There’s been a lot of hand-wringing lately about Rupert Murdoch’s drive for total world domination. I’d be as disappointed as anyone if he took over the Wall Street Journal and wrung out of it what makes the Journal a great paper.


But a recent New York Times story on “Murdoch, Ruler of a Vast Empire” rather off-handedly made clear what real power is — and it isn’t what Murdoch has. As the Times reported,

Shortly before Christmas in 1987, Senator Edward M. Kennedy taught Mr. Murdoch a tough lesson in the ways of Washington.


Two years earlier, Mr. Murdoch had paid $2 billion to buy seven television stations in major American markets with the intention of starting a national network. To comply with rules limiting foreign ownership, he became an American citizen. And to comply with rules banning the ownership of television stations and newspapers in the same market, he promised to sell some newspapers eventually. But almost immediately he began looking for ways around that rule.


Then Mr. Kennedy, Democrat of Massachusetts, stepped in. Mr. Kennedy’s liberal politics had made him a target of Murdoch-owned news media outlets, particularly The Boston Herald, which often referred to Mr. Kennedy as “Fat Boy.” [This is an unfair claim by the Times; one columnist at the Herald calls Kennedy that. This is like saying “The Times often refers to Cheney as ‘Shooter’ ” because Maureen Dowd does.] He engineered a legislative maneuver that forced an infuriated Mr. Murdoch to sell his beloved New York Post.

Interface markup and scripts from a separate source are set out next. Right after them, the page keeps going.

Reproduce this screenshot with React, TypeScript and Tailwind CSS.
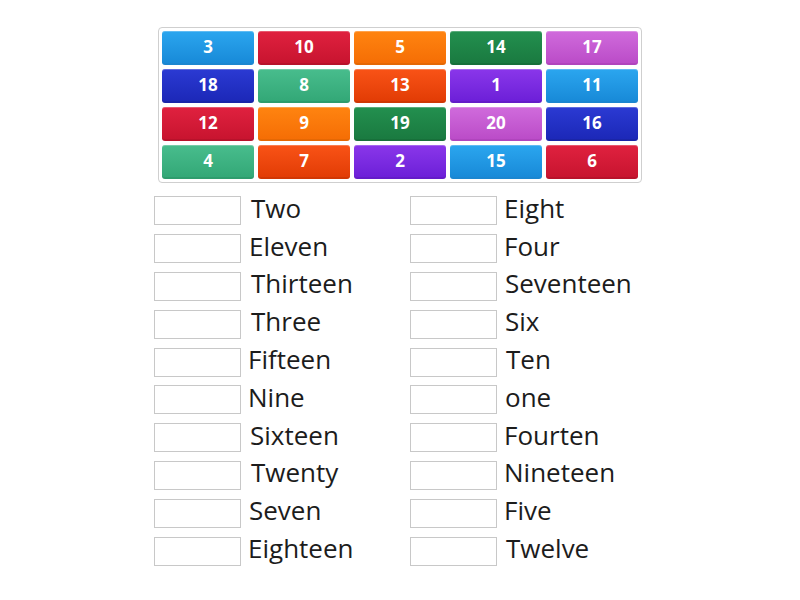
const tileColors: Record<string, string> = {
  blue: "bg-gradient-to-b from-[#2ba6ef] to-[#188ad8] border-[#1b86d0]",
  red: "bg-gradient-to-b from-[#e0213f] to-[#c8142f] border-[#b8122b]",
  orange: "bg-gradient-to-b from-[#ff8410] to-[#f56e05] border-[#e56804]",
  dgreen: "bg-gradient-to-b from-[#23904f] to-[#1a7a40] border-[#17703a]",
  pink: "bg-gradient-to-b from-[#d06bdc] to-[#bb4cc8] border-[#b045bd]",
  dblue: "bg-gradient-to-b from-[#2b3ad3] to-[#1c28b8] border-[#1a25a8]",
  mint: "bg-gradient-to-b from-[#48bd8d] to-[#33a877] border-[#2e9c6d]",
  ored: "bg-gradient-to-b from-[#f95316] to-[#e23c05] border-[#d03704]",
  purple: "bg-gradient-to-b from-[#8a36ea] to-[#6d1fd8] border-[#641cc8]",
};

const tiles: [string, string][] = [
  ["3", "blue"], ["10", "red"], ["5", "orange"], ["14", "dgreen"], ["17", "pink"],
  ["18", "dblue"], ["8", "mint"], ["13", "ored"], ["1", "purple"], ["11", "blue"],
  ["12", "red"], ["9", "orange"], ["19", "dgreen"], ["20", "pink"], ["16", "dblue"],
  ["4", "mint"], ["7", "ored"], ["2", "purple"], ["15", "blue"], ["6", "red"],
];

// [word, left nudge]
const leftWords: [string, string][] = [
  ["Two", "ml-[10px]"], ["Eleven", "ml-[8px]"], ["Thirteen", "ml-[10px]"],
  ["Three", "ml-[10px]"], ["Fifteen", "ml-[7px]"], ["Nine", "ml-[7px]"],
  ["Sixteen", "ml-[9px]"], ["Twenty", "ml-[10px]"], ["Seven", "ml-[8px]"],
  ["Eighteen", "ml-[7px]"],
];

const rightWords: [string, string][] = [
  ["Eight", "ml-[7px]"], ["Four", "ml-[7px]"], ["Seventeen", "ml-[8px]"],
  ["Six", "ml-[8px]"], ["Ten", "ml-[9px]"], ["one", "ml-[8px]"],
  ["Fourten", "ml-[7px]"], ["Nineteen", "ml-[7px]"], ["Five", "ml-[7px]"],
  ["Twelve", "ml-[9px]"],
];

function WordColumn({ words }: { words: [string, string][] }) {
  return (
    <div className="flex flex-col w-[256px]">
      {words.map(([w, ml]) => (
        <div key={w} className="flex items-center h-[37.8px]">
          <div className="w-[87px] h-[29px] shrink-0 border border-[#c8c8c8] bg-white" />
          <span className={`${ml} text-[26px] leading-none text-[#1c1c1c] -mt-[6px]`}>{w}</span>
        </div>
      ))}
    </div>
  );
}

export default function App() {
  return (
    <div
      className="w-[800px] h-[600px] bg-white overflow-hidden"
      style={{ fontFamily: '"Open Sans", "Noto Sans", sans-serif' }}
    >
      <div className="pt-[27px] flex justify-center">
        <div className="border border-[#cfcfcf] rounded-[4px] p-[3px] bg-white">
          <div className="grid grid-cols-[repeat(5,92px)] gap-[4px]">
            {tiles.map(([n, c]) => (
              <div
                key={n}
                className={`${tileColors[c]} h-[34px] rounded-[3px] border-b-2 flex items-center justify-center text-white font-bold text-[17px] shadow-[inset_0_1px_0_rgba(255,255,255,0.25)]`}
              >
                {n}
              </div>
            ))}
          </div>
        </div>
      </div>

      <div className="mt-[9px] ml-[154px] flex">
        <WordColumn words={leftWords} />
        <WordColumn words={rightWords} />
      </div>
    </div>
  );
}
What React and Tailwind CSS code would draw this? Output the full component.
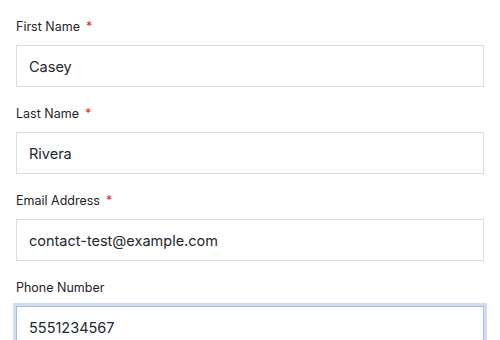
import React from 'react';

const fields = [
    { id: 'first', label: 'First Name', value: 'Casey', required: true },
    { id: 'last', label: 'Last Name', value: 'Rivera', required: true },
    { id: 'email', label: 'Email Address', value: 'contact-test@example.com', required: true },
    { id: 'phone', label: 'Phone Number', value: '5551234567', focused: true },
];

const Field = ({ id, label, value, required, focused }) => (
    <div className="flex flex-col">
        <label htmlFor={id} className="text-[12.5px] leading-5 font-normal text-[#1f232b] mb-2">
            {label}
            {required && <span className="text-[#e02424] ml-[6px]">*</span>}
        </label>
        <input
            id={id}
            type="text"
            defaultValue={value}
            className={`h-[42px] w-full px-3 bg-white text-[14.5px] text-[#24272e] outline-none border ${focused
                ? 'border-[#a6bcd9] ring-[3px] ring-[#d0ddef]'
                : 'border-[#dcdcdc]'
                }`}
        />
    </div>
);

export default function App() {
    return (
        <div className="w-[500px] h-[340px] overflow-hidden bg-white px-4 pt-[17px] font-['Inter',sans-serif]">
            <div className="flex flex-col gap-[17px]">
                {fields.map((f) => (
                    <Field key={f.id} {...f} />
                ))}
            </div>
        </div>
    );
}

Murdoch could spend $2 billion on American media properties and change his citizenship — but one irritated senator could force him to sell his favorite American newspaper. The Times continued,

“Teddy almost did him in,” said Philip R. Verveer, a cable television lobbyist. “I presume that over time, as his media ownership in this country has grown and grown, he’s realized that you can’t throw spit wads at leading figures in society with impunity.”

Well, actually you can in a free society. That’s what makes it a free society — that you can criticize the powerful. And true, nobody tried to put Murdoch in jail. They just forced him to change his citizenship and sell his newspaper.


He ran into similar problems in Britain. His newspapers there, unsurprisingly, usually supported the Conservative Party. But in 1997 two of them endorsed Labour Party leader Tony Blair for prime minister. Blair reacted warmly to the support, but some Labour leaders still wanted to enact media ownership limits, which might have forced Murdoch to sell some of his properties.

“Blair’s attitude was quite clear,” Andrew Neil, the editor of The Sunday Times under Mr. Murdoch in London from 1983 to 1994, said in an interview. “If the Murdoch press gave the Blair government a fair hearing, it would be left intact.”

Is this what the long British struggle for freedom of the press has come to? A prime minister can threaten to dismantle newspapers if they don’t give him “a fair hearing”?


Murdoch has been a realist about politics. He knows that while he may buy ink by the barrel, governments have the actual power. They can shut him down at the behest of a prime minister or a powerful senator. So he plays the game, in Britain and the United States and even China.


After the 2006 elections, for instance, News Corporation and its employees started giving more money to Democrats than Republicans.

“We did seek more balance,” said Peggy Binzel, Mr. Murdoch’s former chief in-house lobbyist. “You need to be able to tell your story to both sides to be effective. And that’s what political giving is about.”

Rupert Murdoch’s empire may become yet more vast, but he’ll still be subject to the whims of powerful politicians. This is hardly surprising in China. But one would hope that in the country of John Milton and the country of John Peter Zenger, and especially in the country of the First Amendment, a publisher would be free to say whatever he chooses without fear of government assault on either his person or his property.